Should I pay $625 to get this filler neck replaced? 

Thanks all.


----------



## Faja (Aug 31, 2009)

gillart said:


> The code is P1458 "Evap Leak/Canister".
> 
> Thanks all.


Are you sure the code is 1458 and not 1448??


----------



## gillart (Aug 19, 2008)

Hey thanks - I just pulled the code and it is P1456 "_EVAP control system - small leak detected_".


----------



## Faja (Aug 31, 2009)

gillart said:


> Hey thanks - I just pulled the code and it is P1456 "_EVAP control system - small leak detected_".

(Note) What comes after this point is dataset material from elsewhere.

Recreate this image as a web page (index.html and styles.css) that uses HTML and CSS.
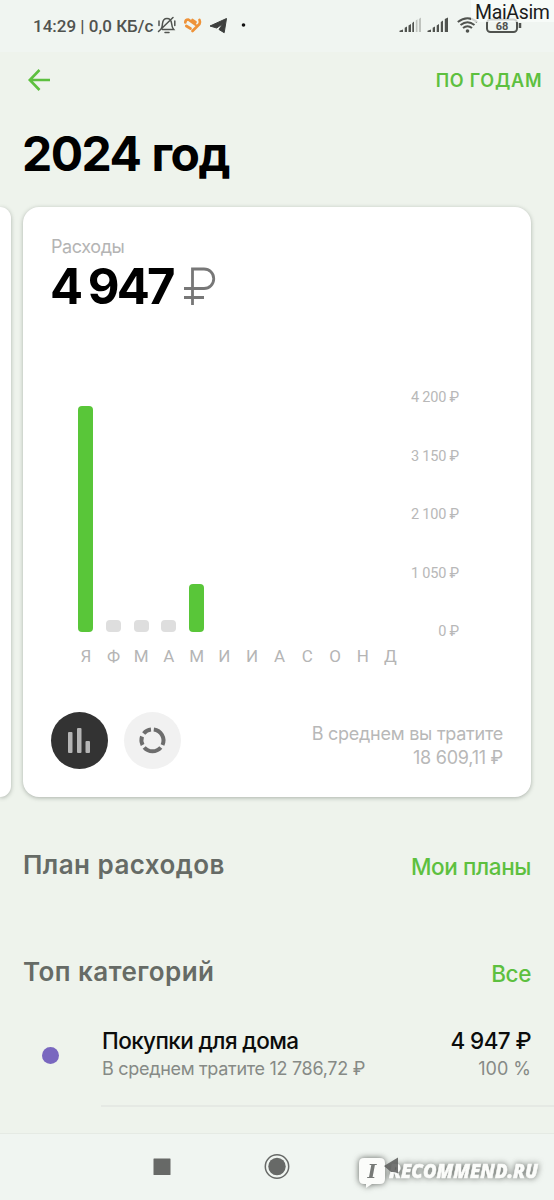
FILE: index.html
```html
<!DOCTYPE html>
<html lang="ru">
<head>
<meta charset="utf-8">
<title>2024 год</title>
<link rel="stylesheet" href="styles.css">
</head>
<body>
<div class="screen">
  <header class="status">
    <span class="status-time">14:29 | 0,0 КБ/с</span>
    <svg class="status-left" width="94" height="22" viewBox="156 14 94 22">
      <g fill="none" stroke="#50534f" stroke-width="1.500" stroke-linecap="round">
        <path d="M161 29c1.300-1.500 1.300-3 1.500-5.500.3-3 2-5 4.500-5s4.300 2 4.600 5c.2 2.500.4 4 2.100 6H162.500M173 17.500L158.500 31.500M165 32.500h4M159 21v4.500M174.800 21v4.500"/>
      </g>
      <g stroke="#ee9238" stroke-width="2.700" stroke-linecap="round" stroke-linejoin="round" fill="none">
        <path d="M185.300 22.500q0-3 3-3l7 5M186.300 26l4.200 2.500M192.500 20l3 2M192.500 31l7-7q1-2 0-4"/>
      </g>
      <path d="M210 26l16.500-7.500-2.300 14.200-5.200-3.200 4-6-6.300 4.500z" fill="#3d3f3d" stroke="#3d3f3d" stroke-linejoin="round"/>
      <circle cx="243.500" cy="25" r="1.800" fill="#111"/>
    </svg>
    <svg class="status-right" width="124" height="22" viewBox="398 14 124 22">
      <g fill="#50534f">
        <path d="M399.500 32v-1.300l3.500-1.300V32zM404.700 32v-4.300l2.300-1.200V32zM408.500 32v-6.500l2.500-1.500v8zM412.300 32V23l1.700-1.500V32z"/>
        <path d="M415.800 32V20.500l1.700-1.200V32zM418.900 32V19l2.100-1.500V32z" fill="#bfc3be"/>
        <path d="M427.500 32v-1.300l3.500-1.300V32zM432.700 32v-4.300l2.300-1.200V32zM436.700 32v-6.500l2.300-1.500v8zM440.800 32V22l2.200-1.500V32zM444.800 32V19l3.200-1.500V32z"/>
        <circle cx="467.500" cy="31" r="1.800"/>
      </g>
      <g fill="none" stroke="#50534f" stroke-width="2">
        <path d="M463 28q4.500-3.500 9 0M460.500 25q7-5.500 14 0"/><path d="M457.800 22q9.700-7.500 19.400 0"/>
        <rect x="487" y="19.500" width="30" height="12.500" rx="3.500"/><path d="M520 23v5" stroke-width="2.500"/>
      </g>
      <text x="502" y="30.300" text-anchor="middle" class="battery">68</text>
    </svg>
    <span class="author">MaiAsim</span>
  </header>

  <nav class="topbar">
    <svg class="back" width="24" height="24" viewBox="0 0 24 24"><path d="M12.500 2L2.800 12l9.700 10M2.800 12H23" fill="none" stroke="#5dc03f" stroke-width="2.600"/></svg>
    <span class="by-year">ПО ГОДАМ</span>
  </nav>
  <h1 class="title">2024 год</h1>

  <main class="carousel">
    <div class="card-prev"></div>
    <section class="card">
      <div class="label">Расходы</div>
      <div class="total"><span class="sum">4 947</span><svg class="rub" width="34" height="40" viewBox="0 0 34 40"><path d="M9.500 38V2H21a9.700 9.700 0 0 1 0 19.500H1M1 30.500H21" fill="none" stroke="#777" stroke-width="2.800"/></svg></div>
      <div class="chart">
        <div class="plot">
          <div class="bars">
            <i class="bar" style="height:226px"></i><i class="bar empty"></i><i class="bar empty"></i><i class="bar empty"></i><i class="bar" style="height:48px"></i>
          </div>
          <div class="months"><span>Я</span><span>Ф</span><span>М</span><span>А</span><span>М</span><span>И</span><span>И</span><span>А</span><span>С</span><span>О</span><span>Н</span><span>Д</span></div>
        </div>
        <div class="axis"><span>4 200 ₽</span><span>3 150 ₽</span><span>2 100 ₽</span><span>1 050 ₽</span><span>0 ₽</span></div>
      </div>
      <footer class="card-foot">
        <span class="round dark"><svg width="57" height="57" viewBox="0 0 57 57"><g fill="#b5b5b5"><rect x="17" y="20" width="4.500" height="21" rx="1"/><rect x="26" y="16" width="4.500" height="25" rx="1"/><rect x="34.500" y="29" width="4.500" height="12" rx="1"/></g></svg></span>
        <span class="round"><svg width="57" height="57" viewBox="0 0 57 57"><g fill="none" stroke="#6d6d6d" stroke-width="4"><path d="M29.800 17.600A11 11 0 0 1 38.500 33M36.800 35.500A11 11 0 0 1 20.200 35.500M18.600 33A11 11 0 0 1 18 24.500M19.700 21.500A11 11 0 0 1 27 17.600"/></g></svg></span>
        <div class="average"><div class="avg-a">В среднем вы тратите</div><div class="avg-b">18 609,11 ₽</div></div>
      </footer>
    </section>
  </main>

  <section class="row plans"><h2 class="h-plan">План расходов</h2><span class="link link-plan">Мои планы</span></section>
  <section class="row tops"><h2 class="h-top">Топ категорий</h2><span class="link link-all">Все</span></section>
  <section class="item">
    <i class="dot"></i>
    <div class="item-body">
      <div class="line name"><span class="n-a">Покупки для дома</span><span class="n-b">4 947 ₽</span></div>
      <div class="line sub"><span class="s-a">В среднем тратите 12 786,72 ₽</span><span class="s-b">100 %</span></div>
    </div>
  </section>

  <footer class="sysbar">
    <svg width="554" height="67" viewBox="0 1133 554 67">
      <rect x="153.500" y="1158.500" width="17" height="16.500" rx=".5" fill="#676967"/>
      <circle cx="277" cy="1166.500" r="11.700" fill="none" stroke="#676967" stroke-width="1.500"/><circle cx="277" cy="1166.500" r="8.700" fill="#676967"/>
      <g class="mark">
        <path d="M364 1158h16q5 0 5 5v16q0 5-5 5h-8l-6 4v-4h-2q-5 0-5-5v-16q0-5 5-5z" fill="#fbfcfa"/>
        <text x="372" y="1178" text-anchor="middle" class="mark-i">I</text>
        <text x="389" y="1178" class="mark-text" textLength="149" lengthAdjust="spacingAndGlyphs">RECOMMEND.RU</text>
      </g>
      <path d="M384 1166l14-8.500v16q-2-2-7-1.500z" fill="#5a5c5a" opacity=".85"/>
    </svg>
  </footer>
</div>
</body>
</html>
```
FILE: styles.css
```css
* { box-sizing: border-box; }
body { margin: 0; background: #eef3ec; font-family: Inter, "Noto Sans", sans-serif; }
.screen { width: 554px; height: 1200px; overflow: hidden; position: relative; display: flex; flex-direction: column; }
h1, h2 { margin: 0; }
span { white-space: nowrap; }

.status { height: 52px; flex: none; display: flex; align-items: flex-start; padding: 14px 0 0 33px; background: #f0f5f1; }
.status-time { font: 500 17px/24px Roboto, sans-serif; color: #50534f; width: 123px; }
.status-right { margin-left: 148px; }
.battery { font: 700 11px Roboto, sans-serif; fill: #50534f; }
.author { position: absolute; right: 0; top: 0; height: 22px; width: 83px; padding-left: 4px; font: 400 19.500px/26px Roboto, sans-serif; letter-spacing: -.35px; color: #1c1c1c; background: rgba(250, 252, 250, .75); }

.topbar { height: 56px; flex: none; display: flex; justify-content: space-between; align-items: center; padding: 0 12px 0 26.500px; }
.by-year { font-size: 18px; font-weight: 600; letter-spacing: .75px; margin-right: -.25px; color: #5dc03f; }
.title { height: 99px; flex: none; padding-left: 22px; font-size: 48px; line-height: 92px; font-weight: 700; letter-spacing: -1.500px; word-spacing: 1px; color: #000; }

.carousel { height: 590px; flex: none; display: flex; gap: 12px; }
.card-prev, .card { background: #fff; box-shadow: 0 1px 4px rgba(70, 80, 70, .4); }
.card-prev { width: 11px; border-radius: 0 16px 16px 0; }
.card { width: 508px; border-radius: 16px; padding: 28px 28px 0; display: flex; flex-direction: column; }
.label { height: 23px; line-height: 23px; font-size: 18px; letter-spacing: -.4px; color: #b4b4b4; }
.total { height: 58px; display: flex; align-items: center; }
.sum { font-size: 49px; line-height: 56px; font-weight: 700; letter-spacing: -2.800px; word-spacing: -1.500px; margin-left: -1px; width: 133px; }
.rub { margin-top: -1px; }

.chart { height: 396px; display: flex; padding: 80px 44px 0 21px; justify-content: space-between; }
.plot { width: 333px; padding-top: 10px; }
.bars { height: 226px; display: flex; align-items: flex-end; gap: 12.900px; padding-left: 6.400px; }
.bar { width: 14.800px; border-radius: 4px; background: #59c639; }
.empty { height: 12px; background: #dedede; }
.months { display: flex; margin-top: 12px; font: 400 17px/24px Roboto, sans-serif; color: #b5b5b5; }
.months span { width: 27.700px; text-align: center; flex: none; }
.axis { margin-top: -7px; font: 400 14.500px/18px Roboto, sans-serif; letter-spacing: -.2px; color: #b8b8b8; display: flex; flex-direction: column; gap: 40.600px; text-align: right; }

.card-foot { height: 57px; display: flex; align-items: center; }
.round { width: 57px; height: 57px; border-radius: 50%; background: #f1f1f1; margin-right: 16px; }
.dark { background: #333; }
.average { margin-left: auto; text-align: right; font-size: 18px; line-height: 24px; letter-spacing: -.25px; color: #b8b8b8; padding-top: 10px; }

.row { flex: none; display: flex; justify-content: space-between; align-items: flex-start; padding: 0 23px; }
.row h2 { font-size: 26px; line-height: 36px; font-weight: 600; letter-spacing: .45px; color: #666b66; }
.link { font-size: 22.500px; line-height: 40px; font-weight: 500; letter-spacing: -.4px; color: #5dc03f; }
.plans { margin-top: 50px; height: 107px; }
.tops { height: 70px; }
.item { height: 83px; flex: none; display: flex; padding-left: 42px; }
.dot { width: 17px; height: 17px; border-radius: 50%; background: #7967bf; margin-top: 23px; }
.item-body { margin-left: 42px; width: 453px; padding: 0 23px 0 1px; border-bottom: 2px solid #e5e9e4; }
.line { display: flex; justify-content: space-between; }
.name { font-size: 22.500px; font-weight: 500; line-height: 34px; letter-spacing: -.6px; color: #0b0c0b; }
.sub { font-size: 18px; line-height: 22px; color: #868a86; }
.s-a { letter-spacing: -.3px; }
.s-b { letter-spacing: 0; }

.sysbar { position: absolute; left: 0; top: 1133px; height: 67px; background: #f0f5f1; border-top: 1px solid #e5eae4; }
.sysbar svg { display: block; margin-top: -1px; }
.mark { filter: drop-shadow(0 0 3px rgba(80, 84, 80, .9)); }
.mark-i { font: italic 900 19px "DejaVu Serif", serif; fill: #777a77; }
.mark-text { font: italic 800 19px "Open Sans", sans-serif; fill: #fbfcfa; stroke: #fbfcfa; stroke-width: .5px; }
```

7 out of 10 times, it is the Gas Cap. Before spending $625 on something that _*might*_ not solve the problem, clear the code, disconnect the negative terminal of the battery for about 30 mins, clean the gas cap and then put everything back and see what happens. If the problem still exists, the CEL will come back on after a few drive cycles and then you'll have to make a decision as to next steps. How long before your inspection?


----------



## rogoman (Dec 16, 2004)

Also you might consider just replacing the gas cap; much cheaper then putting out $625.


----------



## soul_Less (Mar 12, 2010)

i had that code for a WHILE. but since i dont have emissions testing, i drove with it on for a couple of months.
Decided to get it fixed last month. The dealer replaced the Evap Vent Control Valve and the Evap Canister since it had a crack in it. (Its essentially a black plastic box with charcoal in it.) Cost about $550 and took about 5 hours.


----------



## gillart (Aug 19, 2008)

Thanks all. Regarding the gas cap comments, please note in my post I said:

_About a year ago I went down to the Nissan dealership and paid $22.71 for a brand new gas cap. A friend reset the SES light and it stayed off for about 3 days before coming back on. Yes, I turn it every single time until it clicks a few times, and a year later my SES light is still on. _


----------



## ntech (Apr 13, 2010)

I have seen a lot of leaks at the vent control valve, or where it meets the canister. They are very hard to see sometimes. Its possible that the filler neck is leaking but not typical unless its very rusty. I would be leaning toward a canister or vent control valve but, I cant see the car. Their master tech might not be all that LOL! I had a 02 Path come in with a SES light on and was quoted $2k for timing chains and intake sprockets by the other nissan dealer in town! I fixed their problem with a 20min connector repair! So you never know.


----------